In praise of fag breaks

Gordon says (in a comment to this post) that he hates smokers who “waste about an hour each day on ‘fag breaks’” which is fair enough. I can imagine non-smokers would get pretty narked as their smoking colleagues pop outside willy nilly while they’re stuck chained to their desks. But, unsurprising as this may be, I think fag breaks are a good thing. In fact I think everyone, smoker or not, should take them.

When you remove the actual smoking of the cigarette a fag break is simply standing still doing nothing for five minutes in a non-working environment. You are actively putting yourself in a position where you cannot be interrupted by the phone, email or other distractions and so your mind is able to relax and settle. Then when you return to work you are refreshed and able to do your work better. H&S guidelines say you should spend a few minutes every hour away from a computer to avoid eye strain and RSI so why not apply this to the brain? Makes sense to me.

In my brief flirtation with management a few years ago (which I actually enjoyed and in the process discovered saying “please” and “thank you” meant people happily did what I asked them to do) I used to encourage the non-smokers to pop outside for five minutes if they were getting stressed. Those few that took me up on it said it worked for them.

On the flipside, I was recently working in an office where I had to deduct my fag breaks from the mandatory half-hour lunch. In other words people in this office were expected to stay at their desks continuously for four hours at a time. It was a miserable job, even by office standards, but I noticed that the other employees (non-smokers the lot) had evolved their own tricks to detach from the work mindset which I’m sure if you added it up “wasted” more time than I would have done popping out for a fag every hour or so.

(And for the record, no, I don’t need to smoke every hour at work - I just need to get out of there and remind myself I’m alive. The smoking is more an excuse than anything else.)

The Great West Midlands Venue Survey Russ of The Communion is running a survey of Birmingham gig venues, which is a keen idea I reckon. It’s a bit skewed towards the bands that play them but he asked me to contribute so dweebs who just listen must be welcome.

New York Hack Your job-blog for today - a taxi driver in New York who writes well and takes nice photos. (via)

Wintergreen “When I Wake Up” video in which the band go searching for the landfill where the Atari ET game was burried. Interestingly the film seems to have nothing to do with the song, but whatever! (via)

No Breaks Please

As we were repeatedly informed by the brainless fucktards on BRMB (one of our two equally awful tip-pot local radio stations, the other being Heart) it was (still is) “colder than Iceland!” tonight. Give a moron a phrase like that and they’re going to run with it, more’s the pity. I somehow doubt in Iceland their broadcasting idiots are chortling about how the weather tonight is “warmer than Birmingham!”

But even in these Icelandic (!) conditions I was standing outside the depot having a fag in my t-shirt, for that is how hard I am right now.
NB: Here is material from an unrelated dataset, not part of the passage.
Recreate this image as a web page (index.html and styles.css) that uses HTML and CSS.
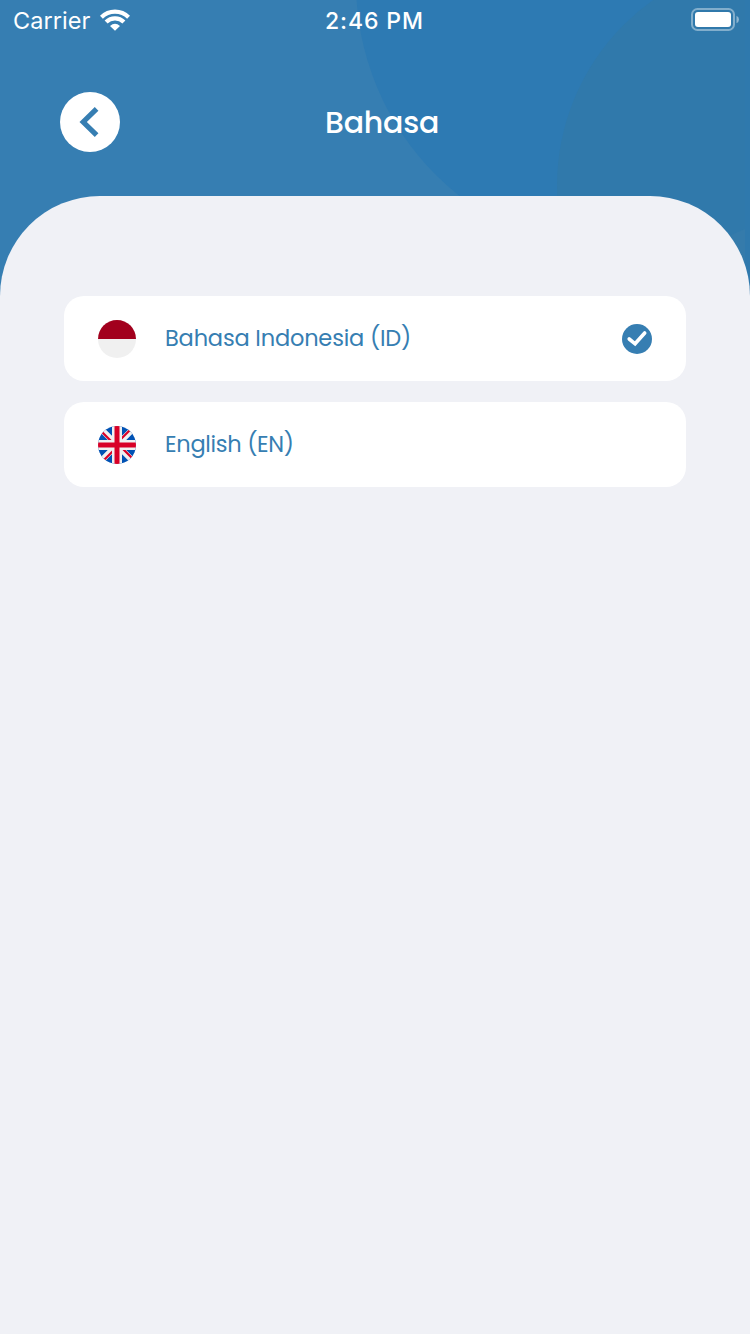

Oh yes. Today the blokes scanning and throwing the boxes onto the conveyor belt were working kinda slowly it seemed to me and I was getting well narked. We’ve been finishing early every day since me and the Polish guy teamed up in the back of the lorry and I don’t think that’s a coincidence for we rock. Bring it on, I said, but the trickle remained and after three hours they stopped for a break! You what? We don’t have breaks here - we go home early! So the Pole grabbed a scanner and we carried on without them, the rubes.

I mean, a break? You don’t need a break! Just go and have a fag and cup of tea for five minutes.

Breaks… tchh…

If nothing gets challenged, nothing gets changed Ben reviews John Savage’s England’s Dreaming and in the process gives a comprehensive history of the Sex Pistols. Top quality Lit Supplement stuff.

Enschede fireworks disaster

Amazing handheld video of a fireworks factory exploding. More info. (via)

The 50 Most Loathsome People in America Even if you only recognise a fraction of them this is a very entertaining bundle of bile and fury. (via)

Google finally add full high-res satellite imagery for UK Birmingham is well out of date (Bullring not built yet) but then Birmingham will always be out of date.

Devo 2.0 Devo songs performed by children. Coming soon from Walt Disney records. I’d heard murmurings about this (more info) and it’s really quite odd, not necessarily in a good way. (via)

They’re still numb…

Interesting, if completely understandable, discovery this evening. If you cycle in sub-zero temperatures with slightly sweaty feet while wearing steel-toecapped boots, your toes will get very very cold indeed.